Densho Digital Archive
Densho Visual History Collection
Title: Hiroko Nakashima Interview
Narrator: Hiroko Nakashima
Interviewer: Tracy Lai
Location: Seattle, Washington
Date: October 15, 1999
Densho ID: denshovh-nhiroko-01-0016

<Begin Segment 16>

TL: You talked about how things were difficult during the war, and I'm wondering, were you rationed in terms of the food, or how did you guys get along?

HN: They rationed the rice and things like that, but we were living in the country with my father's, his oldest sister's daughter, well, she was more like an aunt to us. And she had a farm, so she gave us rice and vegetables and eggs from her -- she had quite a few chicken there. So we were lucky that she helped us out. But otherwise, the people that lived in town, they, no one had all rice.

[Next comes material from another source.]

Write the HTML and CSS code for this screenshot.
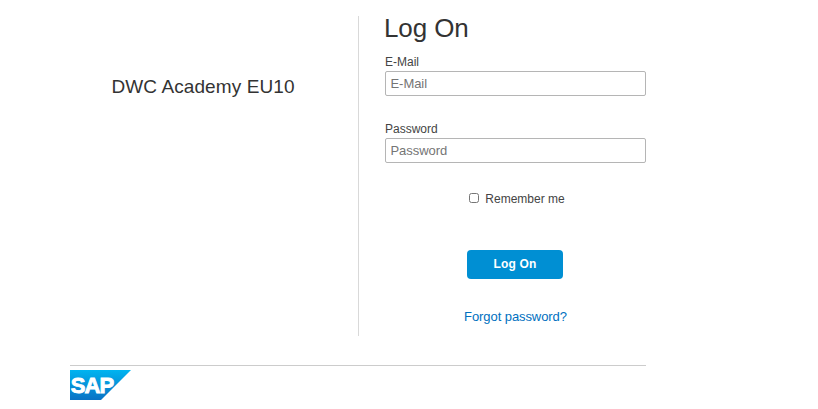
FILE: index.html
```html
<!DOCTYPE html>
<html lang="en">
<head>
<meta charset="utf-8">
<title>Log On</title>
<link rel="stylesheet" href="styles.css">
</head>
<body>
<div class="page">
  <main class="content">
    <section class="tenant"><h2 class="tenant-name">DWC Academy EU10</h2></section>
    <form class="logon">
      <h1 class="title">Log On</h1>
      <label class="label" for="email">E-Mail</label>
      <input class="field" id="email" type="text" placeholder="E-Mail">
      <label class="label label-password" for="password">Password</label>
      <input class="field" id="password" type="password" placeholder="Password">
      <label class="remember"><input class="check" type="checkbox"><span>Remember me</span></label>
      <button class="submit" type="button">Log On</button>
      <a class="forgot" href="#">Forgot password?</a>
    </form>
  </main>
  <footer class="footer">
    <svg class="logo" viewBox="0 0 61 30" role="img" aria-label="SAP">
      <defs><linearGradient id="blue" x1="0" y1="0" x2="0" y2="1"><stop offset="0" stop-color="#00b4f0"/><stop offset="1" stop-color="#0a72c4"/></linearGradient></defs>
      <path fill="url(#blue)" d="M0 0H61L31 30H0Z"/>
      <text class="logo-text" x="0.7" y="22.7">SAP</text>
    </svg>
  </footer>
</div>
</body>
</html>
```
FILE: styles.css
```css
* { box-sizing: border-box; }
body { margin: 0; background: #fff; color: #333; font-family: "Liberation Sans", Arial, sans-serif; }
.page { width: 576px; margin: 0 0 0 70px; padding-top: 16px; }
.content { display: flex; height: 320px; }
.tenant { width: 289px; padding: 59px 22px 0 0; border-right: 1px solid #d9d9d9; text-align: center; }
.tenant-name { margin: 0; font-size: 19px; line-height: 23px; font-weight: 400; letter-spacing: .1px; }
.logon { display: flex; flex-direction: column; width: 287px; padding-left: 26px; }
.title { margin: 0 0 14px -1px; font-size: 26px; line-height: 24px; font-weight: 400; letter-spacing: -.1px; }
.label { height: 17px; color: #444; font-size: 12px; line-height: 16px; }
.label-password { margin-top: 25px; }
.field { width: 261px; height: 25px; padding: 0 4.5px; border: 1px solid #b5b5b5; border-radius: 2px; font: 13px "Liberation Sans", Arial, sans-serif; }
.field::placeholder { color: #757575; letter-spacing: -.05px; }
.remember { display: flex; align-items: center; align-self: center; height: 16px; margin: 27px 1px 0 0; color: #444; font-size: 12px; }
.remember span { padding-top: 1px; }
.check { width: 10px; height: 10px; margin: 0 6px 0 4px; }
.submit { align-self: center; width: 96px; height: 29px; margin: 44px 1px 0 0; padding: 0 0 1px; border: 0; border-radius: 4px; background: #008fd3; color: #fff; font: bold 12px "Liberation Sans", Arial, sans-serif; letter-spacing: .2px; }
.forgot { align-self: center; margin-top: 29px; color: #0070c0; font-size: 13px; line-height: 18px; letter-spacing: -.08px; text-decoration: none; }
.footer { margin-top: 29px; padding-top: 4px; border-top: 1px solid #ccc; }
.logo { display: block; width: 61px; height: 30px; }
.logo-text { fill: #fff; stroke: #fff; stroke-width: .9px; font: bold 22px "Liberation Sans", Arial, sans-serif; letter-spacing: -.9px; }
```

It was all mixed with soybeans or with wheat or barley. So lot of people used to come out to the country to see if they could buy rice. But we -- they did a hardship over there. They were running out of paper, so a lot of times they didn't have toilet paper. So we kind of had to use paper from the, oh, that rice paper that we used to write on. We used to save those and use that as toilet paper. Yeah. It was, it was pretty bad in Japan when the war was ending, then after the war.

TL: You mentioned something about remembering that at one point you were eating dandelions?

HN: Oh, yeah. We had to eat dandelion and, see, all kind of, not grass, but like we, we had our own little vegetable garden.

TL: This is on the farm or --

HN: Yeah. When we were living with my aunt. The sweet potato, I think there's one part you could eat, and we used to eat that. Any kind of grass or whatever; if it was edible we used to eat. We used to eat a lot of soybeans and seaweed and things like that. And dried fish, that little, they call it iriko. They use it to make the soup stock. We used to eat that too. Just kind of mix it with that miso, that soybean paste. And we'd eat, oh, even when we were in school they made us catch these grasshoppers. And then they would dry that grasshopper, and they ground it up like a powder. And then we would eat that.

TL: Would you eat it sprinkled on...

HN: Rice.

TL: ...rice or something?

HN: Yeah, so Japan was getting desperate.